Daughters of Jerusalem – Luke 23:28-31
Women of faith, do not grieve over me, I belong to the Father and to you. Grieve for yourselves, grieve over your homes and your families.
Soon you will wish you didn’t have those burdens, you will envy those who do not have them. You will say, “It will be better to never have nursed than to raise a child to be like them.”
You will ask the world to hide you. You will cry out to disappear.
For how can we belong to God when we do this?
So that part isn’t in there and 100% of scholars that I consulted on the issue agree that it isn’t in there.
What is in there is this moment smack in the middle of the procession to his own crucifixion where Jesus speaks to this gathering of women.
They weep because they know full well what they are about to lose. They know who Jesus us. They know the Father. At this point, the men have no clue.

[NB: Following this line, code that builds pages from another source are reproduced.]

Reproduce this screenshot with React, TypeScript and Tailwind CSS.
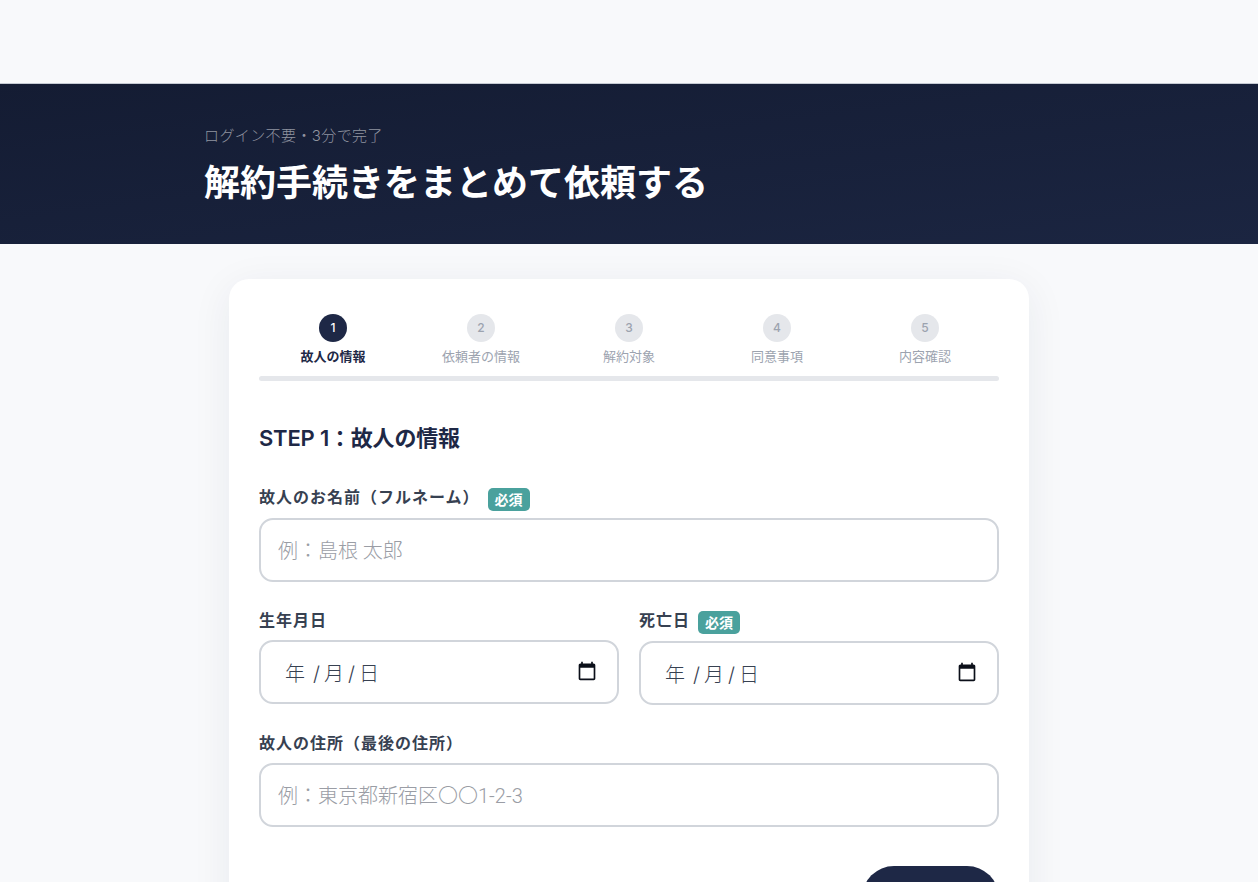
const FONT = "font-['Inter','Noto_Sans_CJK_JP',sans-serif]";

const STEPS = ["故人の情報", "依頼者の情報", "解約対象", "同意事項", "内容確認"];

const LABEL = "flex h-[29px] items-center pb-[2px] text-[16px] font-bold tracking-[1px] text-[#374151]";

function Required() {
  return (
    <span className="ml-[8px] mt-[6px] inline-flex h-[23px] w-[42px] items-center justify-center rounded-[5px] bg-[#4aa19d] text-[14px] font-bold tracking-normal text-white">
      必須
    </span>
  );
}

function CalendarIcon() {
  return (
    <svg viewBox="0 0 24 24" className="mb-[2px] h-[20px] w-[20px]" fill="#0b0f19">
      <path d="M20 3h-1V1h-2v2H7V1H5v2H4c-1.1 0-2 .9-2 2v16c0 1.1.9 2 2 2h16c1.1 0 2-.9 2-2V5c0-1.1-.9-2-2-2zm0 18H4V8h16v13z" />
    </svg>
  );
}

function TextField({ placeholder }: { placeholder: string }) {
  return (
    <input
      type="text"
      placeholder={placeholder}
      className="block h-[64px] w-full rounded-[14px] border-2 border-[#d1d5db] bg-white px-[17px] pt-[2px] font-['Roboto','Noto_Sans_CJK_JP',sans-serif] text-[20px] font-light text-[#374151] outline-none placeholder:text-[#9a9da5]"
    />
  );
}

function DateField() {
  return (
    <div className="flex h-[64px] w-full items-center justify-between rounded-[14px] border-2 border-[#d1d5db] bg-white pl-[24px] pr-[20px] text-[20px] font-light text-[#374151]">
      <span className="mt-[3px] flex items-center">
        <span>年</span>
        <span className="ml-[8px]">/</span>
        <span className="ml-[4px]">月</span>
        <span className="ml-[4px]">/</span>
        <span className="ml-[4px]">日</span>
      </span>
      <CalendarIcon />
    </div>
  );
}

export default function App() {
  return (
    <div className={`${FONT} min-h-screen bg-[#f8f9fb]`}>
      <div className="h-[84px] border-b border-[#c5cad3]" />
      <header className="h-[160px] bg-gradient-to-br from-[#141c33] to-[#1b2541] pl-[204px] pt-[42px]">
        <p className="text-[15px] font-light leading-[20px] tracking-[0.4px] text-[#9094a0]">ログイン不要・3分で完了</p>
        <h1 className="mt-[12px] text-[36px] font-bold leading-[50px] text-white">
          解約手続きをまとめて依頼する
        </h1>
      </header>

      <main className="mx-auto mt-[35px] w-[800px] rounded-[20px] bg-white px-[30px] pb-[40px] pt-[35px] shadow-[0_8px_40px_rgba(30,41,70,0.07)]">
        <ol className="grid grid-cols-5">
          {STEPS.map((label, i) => (
            <li key={label} className="flex flex-col items-center">
              <span
                className={`flex h-[28px] w-[28px] items-center justify-center rounded-full text-[12px] font-medium ${
                  i === 0 ? "bg-[#1e2846] text-white" : "bg-[#e5e7eb] text-[#9ca3af]"
                }`}
              >
                {i + 1}
              </span>
              <span
                className={`mt-[4px] text-[13px] leading-[20px] ${
                  i === 0 ? "font-bold text-[#1e2846]" : "text-[#9ca3af]"
                }`}
              >
                {label}
              </span>
            </li>
          ))}
        </ol>
        <div className="mt-[10px] h-[5px] rounded-full bg-[#e5e7eb]" />

        <h2 className="mt-[42px] text-[22px] font-semibold leading-[30px] tracking-[-0.2px] text-[#1e2846]">
          STEP 1：故人の情報
        </h2>

        <label className={`mt-[30px] ${LABEL}`}>
          故人のお名前（フルネーム）
          <Required />
        </label>
        <div className="mt-[6px]">
          <TextField placeholder="例：島根 太郎" />
        </div>

        <div className="mt-[24px] grid grid-cols-2 gap-[20px]">
          <div>
            <label className={`mb-[5px] ${LABEL}`}>生年月日</label>
            <DateField />
          </div>
          <div>
            <label className={`mb-[6px] ${LABEL}`}>
              死亡日
              <Required />
            </label>
            <DateField />
          </div>
        </div>

        <label className={`mb-[5px] mt-[24px] ${LABEL}`}>故人の住所（最後の住所）</label>
        <TextField placeholder="例：東京都新宿区〇〇1-2-3" />

        <div className="mt-[39px] flex justify-end">
          <button
            type="button"
            className="h-[64px] w-[137px] rounded-full bg-[#1e2846] text-[16px] font-bold text-white"
          >
            次へ
          </button>
        </div>
      </main>
    </div>
  );
}
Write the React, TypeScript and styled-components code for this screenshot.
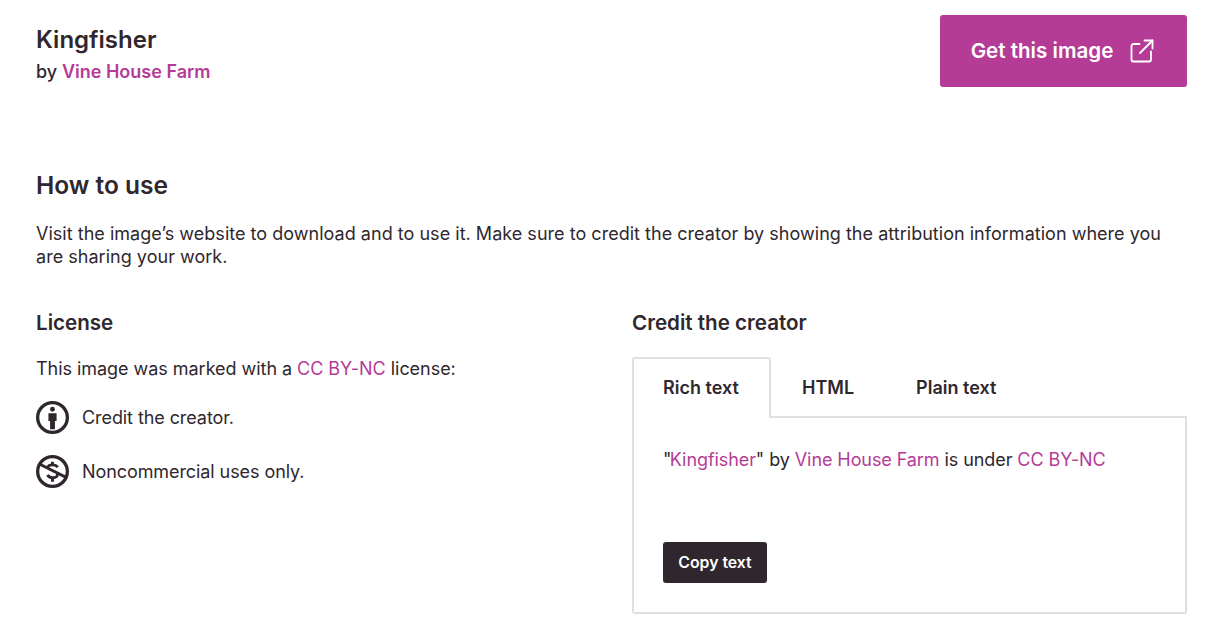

His followers, at least most of them, have scattered or are in hiding. They fear for their own lives, they question their being and their faith. What they found is about to be forever lost. Nobody comes back from crucifixion. They don’t exactly screw that up very often.
His enemies stand and point and mock, assured within their own moment of victory. After all, they have the law and the tradition behind them. Of course they are right. Because nobody has ever come back from crucifixion to prove otherwise.
The women weep. They grieve. They wail and cry out against the injustice of it all. They are the only ones who “get it”. They are the only ones who understand what is truly happening. They are the strength of Israel and also apparently the heart and the mind as well. They know Jesus and they know full well what will soon be lost. After all, nobody comes back from crucifixion.
They bear the children and raise them and teach them the Torah. They prepare the food that strengthens them. They watch their sons grow up and introduce them to their future wives. They dance and laugh and sing and rejoice. And they weep.
The women are the heart of the community. They are the heart of the church. They weep for Jesus not because they are emotionally unstable. They weep because, unlike the men, they know the future. They can sense a world without Jesus and they weep for him.
Do not weep for me, he says. Weep for those who knew me and who will lose me. Weep for those who have not known me. Weep for those that need me. Weep for those that need me but will never know me.
It will get harder, he says. It will seem impossible. You may wish you bore no children into this world. You may curse yourself for raising a child in a world that will warp and try to destroy them. You may wish that you were barren.
You, who know the heart of the Father, will wonder how this could be. You will wonder why this has come to pass. You will wish it all away.
But that is not the Father’s will, oh Daughters of Jerusalem. To be Israel is to struggle. To be Israel is hard. To be my children, my chosen, is hard.
You will weep for me. You will weep for my return. You will weep for change.
Do not weep for me, Jesus said.
Instead, continue to know the heart of the Father. Continue to be the heart of the community. Continue to be the heart of the church.
Anything that doesn’t have a heart is dead. Anything that has only a weak heart is dying.
Daughters of Jerusalem, show us the heart of the Father. Show us the Son.